## Stated problem
Word for word, give the material below again, minus any images.

## Dataset section
- - -
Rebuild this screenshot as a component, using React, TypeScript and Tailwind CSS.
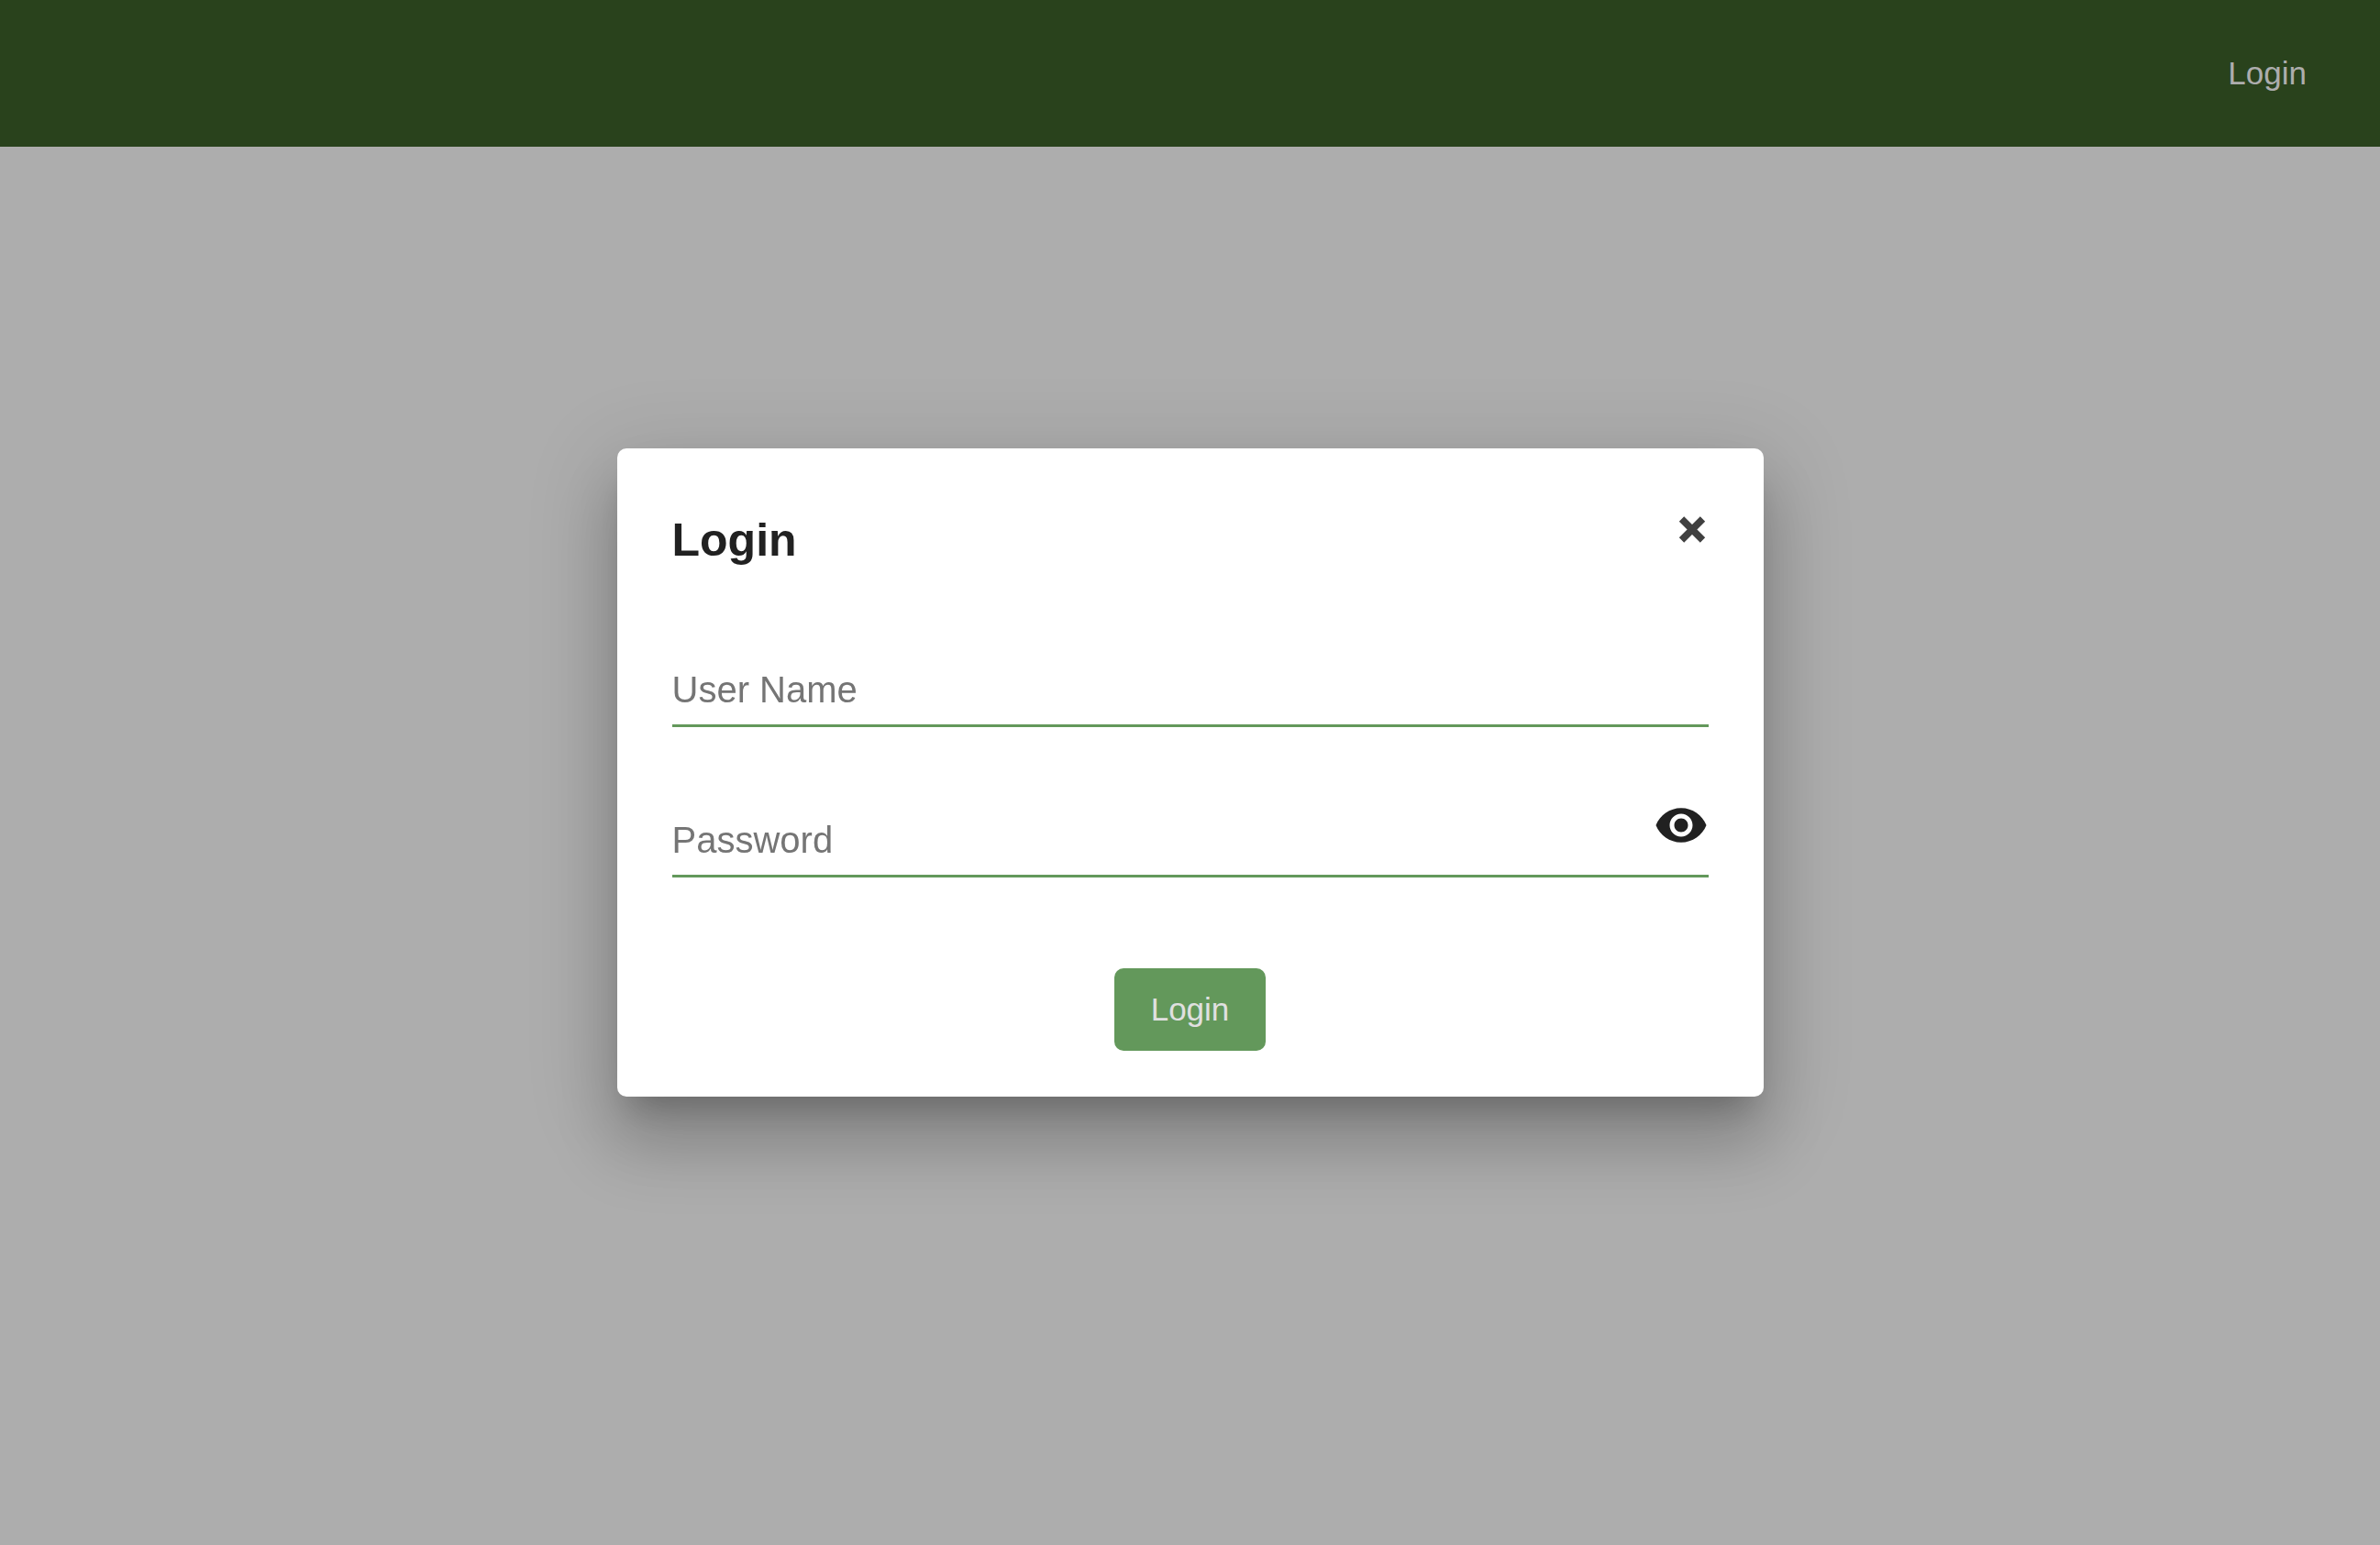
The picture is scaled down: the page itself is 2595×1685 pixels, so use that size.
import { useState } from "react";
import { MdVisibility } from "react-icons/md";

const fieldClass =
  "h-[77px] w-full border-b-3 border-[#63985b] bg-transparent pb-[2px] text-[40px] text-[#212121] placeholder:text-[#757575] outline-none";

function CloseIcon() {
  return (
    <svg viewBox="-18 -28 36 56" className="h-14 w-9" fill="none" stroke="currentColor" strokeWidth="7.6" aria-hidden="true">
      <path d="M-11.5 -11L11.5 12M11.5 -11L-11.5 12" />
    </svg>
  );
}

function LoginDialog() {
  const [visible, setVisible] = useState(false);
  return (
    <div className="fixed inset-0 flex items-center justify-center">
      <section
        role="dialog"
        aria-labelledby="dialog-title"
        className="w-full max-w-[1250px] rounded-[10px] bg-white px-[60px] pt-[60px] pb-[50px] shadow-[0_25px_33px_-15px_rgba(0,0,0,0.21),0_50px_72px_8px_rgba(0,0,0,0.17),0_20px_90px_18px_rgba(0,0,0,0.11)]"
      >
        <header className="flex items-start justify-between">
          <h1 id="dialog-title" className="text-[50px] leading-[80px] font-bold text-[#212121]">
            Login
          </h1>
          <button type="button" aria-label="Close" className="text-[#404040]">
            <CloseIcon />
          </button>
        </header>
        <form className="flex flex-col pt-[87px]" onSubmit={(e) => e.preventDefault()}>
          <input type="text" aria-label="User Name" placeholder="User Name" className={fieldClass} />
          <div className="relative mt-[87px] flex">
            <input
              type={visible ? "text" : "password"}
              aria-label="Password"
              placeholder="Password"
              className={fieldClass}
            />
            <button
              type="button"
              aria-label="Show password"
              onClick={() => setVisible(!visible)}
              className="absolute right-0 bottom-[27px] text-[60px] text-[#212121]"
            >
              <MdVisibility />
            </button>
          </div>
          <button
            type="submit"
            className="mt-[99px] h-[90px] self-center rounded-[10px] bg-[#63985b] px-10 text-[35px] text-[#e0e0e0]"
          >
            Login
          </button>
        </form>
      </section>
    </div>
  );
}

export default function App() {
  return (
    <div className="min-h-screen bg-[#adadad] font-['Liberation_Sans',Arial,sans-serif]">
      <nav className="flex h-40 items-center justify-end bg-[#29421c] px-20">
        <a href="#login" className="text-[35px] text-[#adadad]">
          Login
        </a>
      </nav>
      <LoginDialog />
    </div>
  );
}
- - -
## Completed task
Rebuild this screenshot as a component, using React, TypeScript and Tailwind CSS.
The picture is scaled down: the page itself is 2595×1685 pixels, so use that size.
import { useState } from "react";
import { MdVisibility } from "react-icons/md";

const fieldClass =
  "h-[77px] w-full border-b-3 border-[#63985b] bg-transparent pb-[2px] text-[40px] text-[#212121] placeholder:text-[#757575] outline-none";

function CloseIcon() {
  return (
    <svg viewBox="-18 -28 36 56" className="h-14 w-9" fill="none" stroke="currentColor" strokeWidth="7.6" aria-hidden="true">
      <path d="M-11.5 -11L11.5 12M11.5 -11L-11.5 12" />
    </svg>
  );
}

function LoginDialog() {
  const [visible, setVisible] = useState(false);
  return (
    <div className="fixed inset-0 flex items-center justify-center">
      <section
        role="dialog"
        aria-labelledby="dialog-title"
        className="w-full max-w-[1250px] rounded-[10px] bg-white px-[60px] pt-[60px] pb-[50px] shadow-[0_25px_33px_-15px_rgba(0,0,0,0.21),0_50px_72px_8px_rgba(0,0,0,0.17),0_20px_90px_18px_rgba(0,0,0,0.11)]"
      >
        <header className="flex items-start justify-between">
          <h1 id="dialog-title" className="text-[50px] leading-[80px] font-bold text-[#212121]">
            Login
          </h1>
          <button type="button" aria-label="Close" className="text-[#404040]">
            <CloseIcon />
          </button>
        </header>
        <form className="flex flex-col pt-[87px]" onSubmit={(e) => e.preventDefault()}>
          <input type="text" aria-label="User Name" placeholder="User Name" className={fieldClass} />
          <div className="relative mt-[87px] flex">
            <input
              type={visible ? "text" : "password"}
              aria-label="Password"
              placeholder="Password"
              className={fieldClass}
            />
            <button
              type="button"
              aria-label="Show password"
              onClick={() => setVisible(!visible)}
              className="absolute right-0 bottom-[27px] text-[60px] text-[#212121]"
            >
              <MdVisibility />
            </button>
          </div>
          <button
            type="submit"
            className="mt-[99px] h-[90px] self-center rounded-[10px] bg-[#63985b] px-10 text-[35px] text-[#e0e0e0]"
          >
            Login
          </button>
        </form>
      </section>
    </div>
  );
}

export default function App() {
  return (
    <div className="min-h-screen bg-[#adadad] font-['Liberation_Sans',Arial,sans-serif]">
      <nav className="flex h-40 items-center justify-end bg-[#29421c] px-20">
        <a href="#login" className="text-[35px] text-[#adadad]">
          Login
        </a>
      </nav>
      <LoginDialog />
    </div>
  );
}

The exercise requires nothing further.